Padahal di dalam Bab III, Pasal 8 “Jurnalis Televisi Indonesia menempuh cara yang tidak tercela untuk memperoleh bahan berita.” dan Bab II, Pasal 3 ”Jurnalis Televisi Indonesia menyajikan berita secara akurat, jujur dan berimbang, dengan mempertimbangkan hati nurani.”
Jadi, kesimpulan yang dapat diambil dari tulisan ini adalah kode etik ini dibentuk untuk mengindari terjadinya penyalahgunaan profesi, menghindari persaingan tidak sehat, dan melindungi pelaksanaan tugas profesi.
Dalam kode etik jurnalistik pun terdapat empat asas yang harus dipenuhi oleh jurnalis televisi, yaitu asas profesionalisme, demokratis, moralitas dan supremasi hukum. Profesionalisme berkaitan dengan berita yang akurat, jelas dan teruji.
Berkaitan dengan moralitas wartawan tidak boleh beritikad buruk, tidak berprasangka dan diskriminatif, menghormati privacy, tidak membuat berita secara cabul dan sadis, serta dapat mengakui kesalahan.

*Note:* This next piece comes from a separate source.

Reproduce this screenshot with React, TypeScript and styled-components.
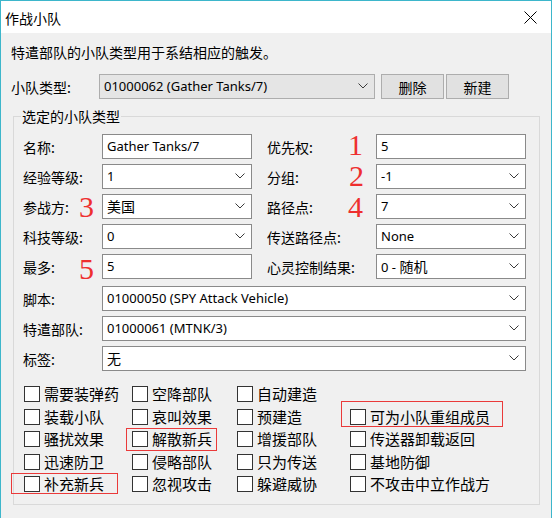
import React from 'react';
import styled, { createGlobalStyle } from 'styled-components';

const GlobalStyle = createGlobalStyle`
  html, body { margin: 0; padding: 0; background: #ffffff; }
  body { font-family: "Noto Sans CJK SC", "Noto Sans", sans-serif; color: #000; }
  * { box-sizing: border-box; }
`;

const Window = styled.div`
  width: 552px;
  height: 518px;
  overflow: hidden;
  border: 1px solid #3db6cb;
  border-bottom: none;
  background: #f0f0f0;
  display: flex;
  flex-direction: column;
`;

const TitleBar = styled.div`
  height: 32px;
  flex: none;
  background: #ffffff;
  display: flex;
  align-items: center;
  justify-content: space-between;
  padding: 0 14px 0 4px;
`;

const Title = styled.span`
  font-size: 14px;
  line-height: 20px;
  margin-top: 1px;
`;

const Body = styled.div`
  flex: 1;
  padding: 9px 12px 0 10px;
  display: flex;
  flex-direction: column;
`;

const Description = styled.div`
  font-size: 14px;
  line-height: 20px;
  white-space: nowrap;
`;

const TopRow = styled.div`
  display: flex;
  align-items: center;
  height: 25px;
  margin-top: 12px;
`;

const TopLabel = styled.span`
  width: 88px;
  font-size: 14px;
  line-height: 20px;
`;

const Button = styled.button`
  width: 63px;
  height: 25px;
  margin-left: ${(p: { $gap: number }) => p.$gap}px;
  background: #e1e1e1;
  border: 1px solid #adadad;
  font-family: "Noto Sans CJK SC", sans-serif;
  font-size: 14px;
  line-height: 20px;
  color: #000;
  padding: 0;
`;

const Group = styled.fieldset`
  margin: 8px 0 0 2px;
  width: 527px;
  border: 1px solid #d9d9d9;
  padding: 9px 12px 8px 8px;
  min-width: 0;
`;

const Legend = styled.legend`
  font-size: 14px;
  line-height: 18px;
  padding: 0 1px;
  margin-left: -1px;
`;

const Rows = styled.div`
  display: flex;
  flex-direction: column;
`;

const FieldRow = styled.div<{ $wide?: boolean; $top: number }>`
  display: grid;
  grid-template-columns: ${(p) => (p.$wide ? '80px 424px' : '80px 150px 14px 110px 150px')};
  height: 25px;
  margin-top: ${(p) => p.$top}px;
`;

const Label = styled.div`
  position: relative;
  display: flex;
  align-items: center;
  padding-left: 1px;
  font-size: 14px;
  line-height: 20px;
  white-space: nowrap;
`;

const Mark = styled.span<{ $left: number; $top: number }>`
  position: absolute;
  left: ${(p) => p.$left}px;
  top: ${(p) => p.$top}px;
  font-family: "Liberation Serif", serif;
  font-size: 30px;
  line-height: 1;
  color: #ee2f2f;
`;

const Box = styled.div<{ $grey?: boolean }>`
  height: 25px;
  border: 1px solid ${(p) => (p.$grey ? '#adadad' : '#8a8a8a')};
  background: ${(p) => (p.$grey ? '#e5e5e5' : '#ffffff')};
  display: flex;
  align-items: center;
  justify-content: space-between;
  padding: 0 6px 1px 4px;
  font-family: "Noto Sans", "Noto Sans CJK SC", sans-serif;
  font-size: 13px;
  line-height: 20px;
  white-space: nowrap;
  overflow: hidden;
`;

const Han = styled.span`
  font-family: "Noto Sans CJK SC", sans-serif;
  font-size: 14px;
`;

const Chevron = () => (
  <svg width="10" height="6" viewBox="0 0 10 6" style={{ flex: 'none' }}>
    <polyline points="0.5,0.5 5,5 9.5,0.5" fill="none" stroke="#3a3a3a" strokeWidth="1" />
  </svg>
);

const Checks = styled.div`
  display: grid;
  grid-template-columns: 108px 105px 113px 1fr;
  grid-auto-rows: 22.5px;
  margin-top: 12px;
  padding-left: 2px;
`;

const CheckItem = styled.div`
  position: relative;
  display: flex;
  align-items: center;
  gap: 4px;
  font-size: 15px;
  line-height: 20px;
  white-space: nowrap;
`;

const CheckBox = styled.span`
  width: 16px;
  height: 16px;
  flex: none;
  border: 1px solid #333333;
  background: #ffffff;
`;

const Highlight = styled.span<{ $l: number; $t: number; $w: number; $h: number }>`
  position: absolute;
  left: ${(p) => p.$l}px;
  top: ${(p) => p.$t}px;
  width: ${(p) => p.$w}px;
  height: ${(p) => p.$h}px;
  border: 1px solid #ea3a3a;
  pointer-events: none;
`;

type Hl = { l: number; t: number; w: number; h: number };
type Check = { text: string; hl?: Hl } | null;

const checks: Check[] = [
  { text: '需要装弹药' }, { text: '空降部队' }, { text: '自动建造' }, null,
  { text: '装载小队' }, { text: '哀叫效果' }, { text: '预建造' }, { text: '可为小队重组成员', hl: { l: -9, t: -5, w: 162, h: 26 } },
  { text: '骚扰效果' }, { text: '解散新兵', hl: { l: -6, t: -0.5, w: 91, h: 23 } }, { text: '增援部队' }, { text: '传送器卸载返回' },
  { text: '迅速防卫' }, { text: '侵略部队' }, { text: '只为传送' }, { text: '基地防御' },
  { text: '补充新兵', hl: { l: -13, t: 0, w: 107, h: 21 } }, { text: '忽视攻击' }, { text: '躲避威协' }, { text: '不攻击中立作战方' },
];

export default function App() {
  return (
    <>
      <GlobalStyle />
      <Window>
        <TitleBar>
          <Title>作战小队</Title>
          <svg width="13" height="13" viewBox="0 0 13 13">
            <path d="M0.5 0.5 L12.5 12.5 M12.5 0.5 L0.5 12.5" stroke="#000" strokeWidth="1" />
          </svg>
        </TitleBar>
        <Body>
          <Description>特遣部队的小队类型用于系结相应的触发。</Description>
          <TopRow>
            <TopLabel>小队类型:</TopLabel>
            <Box $grey style={{ width: 276 }}>
              <span>01000062 (Gather Tanks/7)</span>
              <Chevron />
            </Box>
            <Button $gap={6}>删除</Button>
            <Button $gap={2}>新建</Button>
          </TopRow>
          <Group>
            <Legend>选定的小队类型</Legend>
            <Rows>
              <FieldRow $top={0}>
                <Label>名称:</Label>
                <Box><span>Gather Tanks/7</span></Box>
                <span />
                <Label>优先权:<Mark $left={82} $top={-4}>1</Mark></Label>
                <Box><span>5</span></Box>
              </FieldRow>
              <FieldRow $top={5}>
                <Label>经验等级:</Label>
                <Box><span>1</span><Chevron /></Box>
                <span />
                <Label>分组:<Mark $left={83} $top={-3}>2</Mark></Label>
                <Box><span>-1</span><Chevron /></Box>
              </FieldRow>
              <FieldRow $top={5}>
                <Label>参战方:<Mark $left={57} $top={-2}>3</Mark></Label>
                <Box><Han>美国</Han><Chevron /></Box>
                <span />
                <Label>路径点:<Mark $left={82} $top={-2}>4</Mark></Label>
                <Box><span>7</span><Chevron /></Box>
              </FieldRow>
              <FieldRow $top={5}>
                <Label>科技等级:</Label>
                <Box><span>0</span><Chevron /></Box>
                <span />
                <Label>传送路径点:</Label>
                <Box><span>None</span><Chevron /></Box>
              </FieldRow>
              <FieldRow $top={5}>
                <Label>最多:<Mark $left={57} $top={0}>5</Mark></Label>
                <Box><span>5</span></Box>
                <span />
                <Label>心灵控制结果:</Label>
                <Box><span>0 - <Han>随机</Han></span><Chevron /></Box>
              </FieldRow>
              <FieldRow $wide $top={7}>
                <Label>脚本:</Label>
                <Box><span>01000050 (SPY Attack Vehicle)</span><Chevron /></Box>
              </FieldRow>
              <FieldRow $wide $top={5}>
                <Label>特遣部队:</Label>
                <Box><span>01000061 (MTNK/3)</span><Chevron /></Box>
              </FieldRow>
              <FieldRow $wide $top={5}>
                <Label>标签:</Label>
                <Box><Han>无</Han><Chevron /></Box>
              </FieldRow>
            </Rows>
            <Checks>
              {checks.map((c, i) =>
                c ? (
                  <CheckItem key={i}>
                    <CheckBox />
                    <span>{c.text}</span>
                    {c.hl && <Highlight $l={c.hl.l} $t={c.hl.t} $w={c.hl.w} $h={c.hl.h} />}
                  </CheckItem>
                ) : (
                  <span key={i} />
                )
              )}
            </Checks>
          </Group>
        </Body>
      </Window>
    </>
  );
}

Untuk memenuhi asas demokratis wartawan harus dapat menghasilkan berita berimbang, independen, serta melayani hak jawab dan hak koreksi. Selain itu pula wartawan juga harus mentaati hukum dengan tidak melakukan plagiat, menghormati prinsip praduga tak bersalah, tidak menyalahgunakan profesi dan memiliki hak tolak.